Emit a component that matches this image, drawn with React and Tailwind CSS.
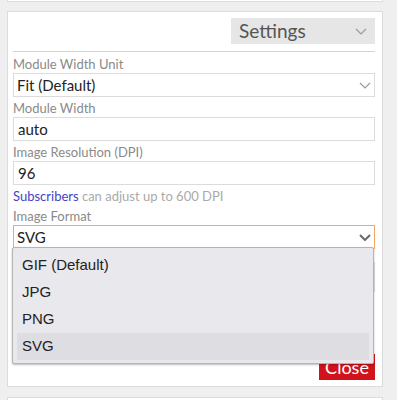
import { useState } from 'react';

const formats = ['GIF (Default)', 'JPG', 'PNG', 'SVG'];

function Chevron({ className = 'text-[#9a9a9a]', width = 1.2 }) {
  return (
    <svg viewBox="0 0 12 7" className={`h-[7px] w-[12px] ${className}`} fill="none">
      <path d="M1 1l5 5 5-5" stroke="currentColor" strokeWidth={width} />
    </svg>
  );
}

function Label({ children }) {
  return (
    <div className="h-[18px] text-[13px] leading-[18px] text-[#8a8a8a]">{children}</div>
  );
}

function SelectBox({ value, focused }) {
  return (
    <div
      className={`flex h-[24px] items-center justify-between border pl-[3px] pr-[3px] text-[15px] text-[#222] ${
        focused ? 'border-[#f5a662]' : 'border-[#dcdcdc]'
      }`}
    >
      <span>{value}</span>
      {focused ? (
        <Chevron className="text-[#6a6a6a]" width={2} />
      ) : (
        <Chevron />
      )}
    </div>
  );
}

function TextBox({ value }) {
  return (
    <div className="flex h-[24px] items-center border border-[#dcdcdc] pl-[4px] text-[15px] text-[#222]">
      {value}
    </div>
  );
}

export default function App() {
  const [format] = useState('SVG');

  return (
    <div className="h-[400px] w-[397px] overflow-hidden bg-[#efefef] font-['Lato',sans-serif]">
      <div className="ml-[7px] h-[2px] w-[376px] border-x border-b border-[#dcdcdc] bg-white" />

      <div className="ml-[7px] mt-[9px] h-[376px] w-[376px] border border-[#dcdcdc] bg-white pl-[5px] pr-[7px]">
        <div className="flex justify-end pt-[6px]">
          <button className="flex h-[26px] w-[144px] items-center justify-between bg-[#e6e6e6] pl-[8px] pr-[8px] text-[19px] text-[#555]">
            <span>Settings</span>
            <Chevron />
          </button>
        </div>
        <div className="mt-[7px] border-t border-[#d4d4d4]" />

        <div className="mt-[3px]">
          <Label>Module Width Unit</Label>
          <SelectBox value="Fit (Default)" />
          <div className="mt-[2px]" />
          <Label>Module Width</Label>
          <TextBox value="auto" />
          <div className="mt-[2px]" />
          <Label>Image Resolution (DPI)</Label>
          <TextBox value="96" />
          <div className="mt-[2px] h-[18px] text-[13px] leading-[18px] text-[#aaa]">
            <span className="text-[#4343c2]">Subscribers</span> can adjust up to 600 DPI
          </div>
          <div className="mt-[2px]" />
          <Label>Image Format</Label>

          <div className="relative">
            <SelectBox value={format} focused />
            <div className="absolute left-[-1px] top-[22px] z-10 w-[362px] rounded-[2px] border border-[#b4b4b4] bg-[#e9e8ed] px-[4px] pb-[3px] pt-[4px] font-['Liberation_Sans',Arial,sans-serif] text-[15px] text-[#222] shadow-[0_1px_2px_rgba(0,0,0,0.25)]">
              {formats.map((f) => (
                <div
                  key={f}
                  className={`flex h-[27px] items-center pl-[5px] ${
                    f === format ? 'bg-[#dedde2]' : ''
                  }`}
                >
                  {f}
                </div>
              ))}
            </div>
          </div>

          <div className="mt-[13px] h-[30px] border border-[#dcdcdc]" />

          <div className="mt-[62px] flex justify-end">
            <button className="flex h-[26px] w-[56px] items-center justify-center bg-[#d2121c] text-[18px] text-white">
              Close
            </button>
          </div>
        </div>
      </div>

      <div className="ml-[7px] mt-[10px] h-[10px] w-[376px] border border-[#dcdcdc] bg-white" />
    </div>
  );
}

§ Instruction: Write down every line from the opening of the listing to the line with "h-[2px] w-[376px] border-x", both included, and nothing else; the pictures are omitted.

§ Final answer:
Emit a component that matches this image, drawn with React and Tailwind CSS.
import { useState } from 'react';

const formats = ['GIF (Default)', 'JPG', 'PNG', 'SVG'];

function Chevron({ className = 'text-[#9a9a9a]', width = 1.2 }) {
  return (
    <svg viewBox="0 0 12 7" className={`h-[7px] w-[12px] ${className}`} fill="none">
      <path d="M1 1l5 5 5-5" stroke="currentColor" strokeWidth={width} />
    </svg>
  );
}

function Label({ children }) {
  return (
    <div className="h-[18px] text-[13px] leading-[18px] text-[#8a8a8a]">{children}</div>
  );
}

function SelectBox({ value, focused }) {
  return (
    <div
      className={`flex h-[24px] items-center justify-between border pl-[3px] pr-[3px] text-[15px] text-[#222] ${
        focused ? 'border-[#f5a662]' : 'border-[#dcdcdc]'
      }`}
    >
      <span>{value}</span>
      {focused ? (
        <Chevron className="text-[#6a6a6a]" width={2} />
      ) : (
        <Chevron />
      )}
    </div>
  );
}

function TextBox({ value }) {
  return (
    <div className="flex h-[24px] items-center border border-[#dcdcdc] pl-[4px] text-[15px] text-[#222]">
      {value}
    </div>
  );
}

export default function App() {
  const [format] = useState('SVG');

  return (
    <div className="h-[400px] w-[397px] overflow-hidden bg-[#efefef] font-['Lato',sans-serif]">
      <div className="ml-[7px] h-[2px] w-[376px] border-x border-b border-[#dcdcdc] bg-white" />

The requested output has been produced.